After students expressed dissatisfaction with housing changes during this year’s Columbia Urban Experience pre-orientation program, the group’s new leaders are hoping to discuss potential changes to next year’s program with administrators as they evaluate the New Student Orientation Program.
CUE is a weeklong program that allows participants to do community service in New York City before orientation. Program participants from all four undergraduate schools have traditionally been housed together in one building, but this year participants were moved directly into their respective first-year dorm rooms instead.
A Student Affairs spokesperson said Monday that Todd Smith-Bergollo, interim dean of community development and multicultural affairs, was still in the process of scheduling an upcoming meeting with the new CUE leaders Supriya Jain, SEAS ’16, and Zachary Hendrickson, CC ’16. The spokesperson said that it would be too premature for Smith-Bergollo to comment further.
“As program coordinators, we have identified CUE’s housing situation as a top priority,” Jain and Hendrickson said in an email. “We have been grateful so far of the administration’s willingness to engage with this issue, and we look forward to their continued involvement in this issue.”
In an interview with Spectator earlier this month, Smith-Bergollo said that feedback he has seen so far indicated that some first-years preferred this year’s housing situation.
“We are aware of the financial and logistical angles that they have approached this issue from,” Jain and Hendrickson wrote. “However, as participants, leaders, and now coordinators, we have a unique understanding of CUE that the administration does not.”
Jain and Hendrickson said that survey responses from participants, testimonials from CUE Leaders had led them to believe that “this year’s housing situation negatively affected the overall program in terms of logistics, community-building, and a sense of physical and emotional security.”
“We hope to be able to convey this to the administration and cooperate with them so that this year’s program is as strong as it can be,” Jain and Henrickson wrote. “Communal housing is an integral aspect of what has made CUE such an incredible pre-orientation program and community-building experience, and we hope to see it reinstated for CUE 2014.”
Students interviewed over the past few weeks echoed the student leaders’ sentiments.
Though he hasn’t experienced the communal housing of years past, Brandon Serpas, CC ’17 and a CUE participant, said he felt that something was missing from the program.
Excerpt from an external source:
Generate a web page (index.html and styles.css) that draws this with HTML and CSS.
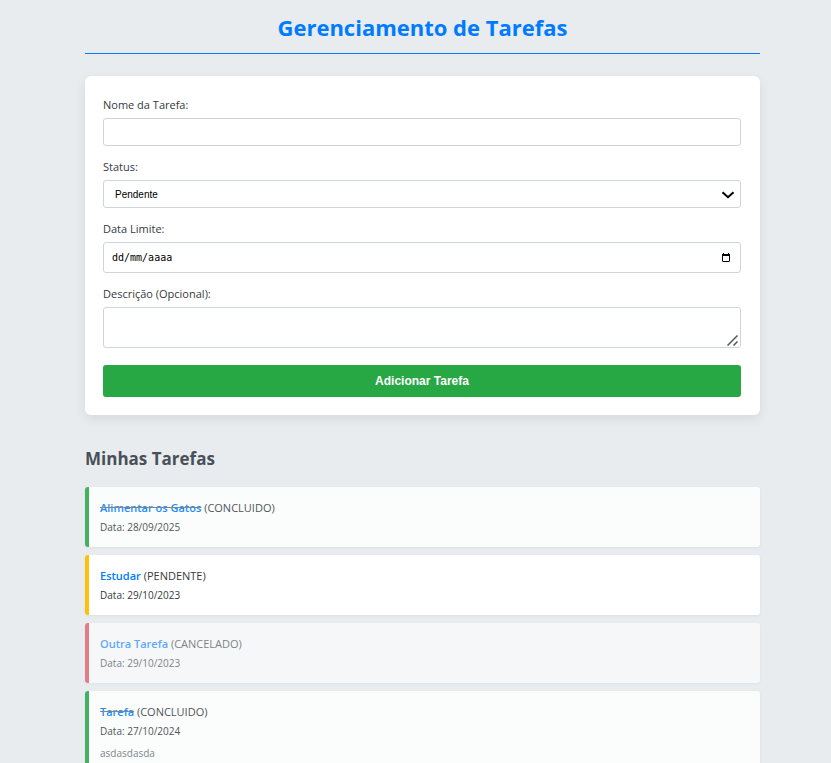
FILE: index.html
```html
<!DOCTYPE html>
<html lang="pt-BR">
<head>
<meta charset="utf-8">
<meta name="viewport" content="width=device-width, initial-scale=1">
<title>Gerenciamento de Tarefas</title>
<link rel="stylesheet" href="styles.css">
</head>
<body>
<main class="page">
  <h1 class="page-title">Gerenciamento de Tarefas</h1>

  <form class="task-form">
    <div class="field">
      <label for="nome">Nome da Tarefa:</label>
      <input class="control" id="nome" type="text">
    </div>
    <div class="field">
      <label for="status">Status:</label>
      <div class="control-wrap">
        <select class="control control-select" id="status">
          <option>Pendente</option>
          <option>Concluido</option>
          <option>Cancelado</option>
        </select>
        <svg class="chevron" viewBox="0 0 14 8" aria-hidden="true"><path d="M1.5 1.2 7 6.2l5.500-5" fill="none" stroke="#000" stroke-width="2"/></svg>
      </div>
    </div>
    <div class="field">
      <label for="data">Data Limite:</label>
      <div class="control-wrap">
        <input class="control control-date" id="data" type="text" placeholder="dd/mm/aaaa">
        <button class="calendar" type="button" aria-label="Abrir calendário">
          <svg viewBox="0 0 8 9" aria-hidden="true"><path d="M.5 1.500h7v6.500q0 .5-.5.5H1q-.5 0-.5-.5z" fill="none" stroke="#000"/><path d="M0 1h8v2H0zM1 0h1v1H1zM6 0h1v1H6z"/></svg>
        </button>
      </div>
    </div>
    <div class="field">
      <label for="descricao">Descrição (Opcional):</label>
      <div class="control-wrap">
        <textarea class="control control-area" id="descricao"></textarea>
        <svg class="grip" viewBox="0 0 11 11" aria-hidden="true"><path d="M.5 10.500l10-10M6.500 10.500l4-4" fill="none" stroke="#555" stroke-width="1.500"/></svg>
      </div>
    </div>
    <button class="submit" type="submit">Adicionar Tarefa</button>
  </form>

  <h2 class="list-title">Minhas Tarefas</h2>
  <ul class="task-list">
    <li class="task task-done">
      <p class="task-head"><strong>Alimentar os Gatos</strong> (CONCLUIDO)</p>
      <p class="task-date">Data: 28/09/2025</p>
    </li>
    <li class="task task-pending">
      <p class="task-head"><strong>Estudar</strong> (PENDENTE)</p>
      <p class="task-date">Data: 29/10/2023</p>
    </li>
    <li class="task task-cancelled">
      <p class="task-head"><strong>Outra Tarefa</strong> (CANCELADO)</p>
      <p class="task-date">Data: 29/10/2023</p>
    </li>
    <li class="task task-done">
      <p class="task-head"><strong>Tarefa</strong> (CONCLUIDO)</p>
      <p class="task-date">Data: 27/10/2024</p>
      <p class="task-note">asdasdasda</p>
    </li>
  </ul>
</main>
</body>
</html>
```
FILE: styles.css
```css
* {
  box-sizing: border-box;
}

html {
  scrollbar-width: none;
}

body {
  margin: 0;
  background: #e8ecef;
  color: #343a40;
  font-family: "Segoe UI", "Open Sans", "Noto Sans", sans-serif;
  font-size: 11px;
  line-height: 22px;
}

.page {
  padding: 12px 71px 24px 85px;
}

.page-title {
  margin: 0 0 22px;
  padding-bottom: 10px;
  border-bottom: 1px solid #007bff;
  color: #007bff;
  font-size: 22px;
  line-height: 31px;
  text-align: center;
}

.task-form {
  display: grid;
  gap: 10px;
  padding: 18px 19px 18px 18px;
  border-radius: 6px;
  background: #fff;
  box-shadow: 0 4px 12px rgba(0, 0, 0, 0.08);
}

.field {
  display: grid;
  gap: 2px;
}

.control-wrap {
  display: grid;
  position: relative;
}

.control {
  width: 100%;
  height: 28px;
  margin: 0;
  padding: 0 8px;
  border: 1px solid #ced4da;
  border-radius: 3px;
  background: #fff;
  color: #000;
  font-family: Arial, "Liberation Sans", sans-serif;
  font-size: 10px;
}

.control-select {
  padding: 0 11px;
  appearance: none;
}

.control-date {
  height: 31px;
  font-family: "DejaVu Sans Mono", monospace;
}

.control-date::placeholder {
  color: #000;
}

.control-area {
  display: block;
  height: 41px;
  resize: none;
}

.chevron {
  position: absolute;
  top: 11px;
  right: 6px;
  width: 14px;
  height: 8px;
  pointer-events: none;
}

.calendar {
  position: absolute;
  top: 11px;
  right: 11px;
  width: 8px;
  height: 9px;
  padding: 0;
  border: 0;
  background: none;
}

.calendar svg {
  display: block;
  width: 8px;
  height: 9px;
}

.grip {
  position: absolute;
  right: 3px;
  bottom: 2px;
  width: 11px;
  height: 11px;
  pointer-events: none;
}

.submit {
  height: 32px;
  margin: 7px 0 0;
  border: 0;
  border-radius: 3px;
  background: #28a745;
  color: #fff;
  font: bold 12px Arial, "Liberation Sans", sans-serif;
}

.list-title {
  margin: 32px 0 16px;
  color: #495057;
  font-size: 17px;
  line-height: 24px;
}

.task-list {
  display: grid;
  gap: 8px;
  margin: 0;
  padding: 0;
  list-style: none;
}

.task {
  padding: 11px 11px 12px;
  border-left: 4px solid #ffc107;
  border-radius: 3px;
  background: #fff;
  box-shadow: 0 1px 3px rgba(0, 0, 0, 0.05);
}

.task p {
  margin: 0;
}

.task .task-head {
  line-height: 20px;
}

.task strong {
  color: #007bff;
  font-weight: 600;
}

.task-done {
  border-left-color: #28a745;
  opacity: 0.85;
}

.task-done strong {
  text-decoration: line-through #6c757d;
}

.task-cancelled {
  border-left-color: #dc3545;
  opacity: 0.6;
}

.task .task-date {
  margin-top: 1px;
  font-size: 10px;
  line-height: 16px;
}

.task .task-note {
  margin-top: 6px;
  color: #6c757d;
  font-size: 10px;
  line-height: 16px;
}
```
“The community was strong, but I think it would’ve been stronger if we’d been living together and having those experiences,” he said.
Asha Banerjee, CC ’17, who lived in John Jay, agreed with Serpas.
“I was the only one on the seventh floor. It was a little odd being all by myself on such a big floor,” Banerjee said. “Some other people had people on their floors, but I was the only one on my floor. It was more lonely than frustrating.”
Brad Koberg, CC ’17, was able to recognize the practicality of a single move-in day but felt that it did not make up for lost opportunities.
“Moving in twice would have been a hassle, but there were only 54 kids in CUE, and I still didn’t get to know all of them,” Koberg said. “I feel like living together in a dorm would have been a better way to get to know everybody. I have a central group of four or five CUE kids that I still talk to a lot, but I might have walked away from CUE knowing every single person as opposed to just knowing their names.”
“I’m not dissatisfied with the situation that was this year, but I can definitely see that we missed out on a lot of community-building that would have happened if we were living in the same place,” Koberg added.
Despite housing concerns, all three CUE-ers agreed that the program still offered plenty of chances to bond, and the long, activity-filled days made sleep a priority.
“Normally, you wouldn’t be back in your dorm until 1 a.m. anyway, so it was mainly just sleep in the dorm. The ability to sleep unbothered for the few hours that you had to sleep during CUE was kind of nice. You had a maximum of six hours every night. It was nice to get those six hours without having to worry about people going crazy on your floor,” said Koberg.
“CUE was so busy, we would get back sometimes at 1 or 2 in the morning. So we would still get to bond and know everyone throughout the day. I think there was enough bonding in CUE that didn’t make the housing situation terrible,” Banerjee said.
Serpas cites CUE leaders as the main reason for the program’s capacity for successfully bonding students, housing changes notwithstanding.
“The CUE leaders were amazing,” he said. “It was really easy to tell they did a lot of work. They prepare for the conversations, and they had the stamina to run everything.”
“I didn’t realize how intense the program was going to be in terms of bonding people,” Serpas added. “And by bonding people I mean instant recognition—a smile and a hello even if you haven’t seen them for weeks since the program ended.”
Smith-Bergollo and Dean of Student Affairs Terry Martinez said in an interview this month that they were going to speak with focus groups in the coming weeks about possible changes to pre-orientation programs and NSOP.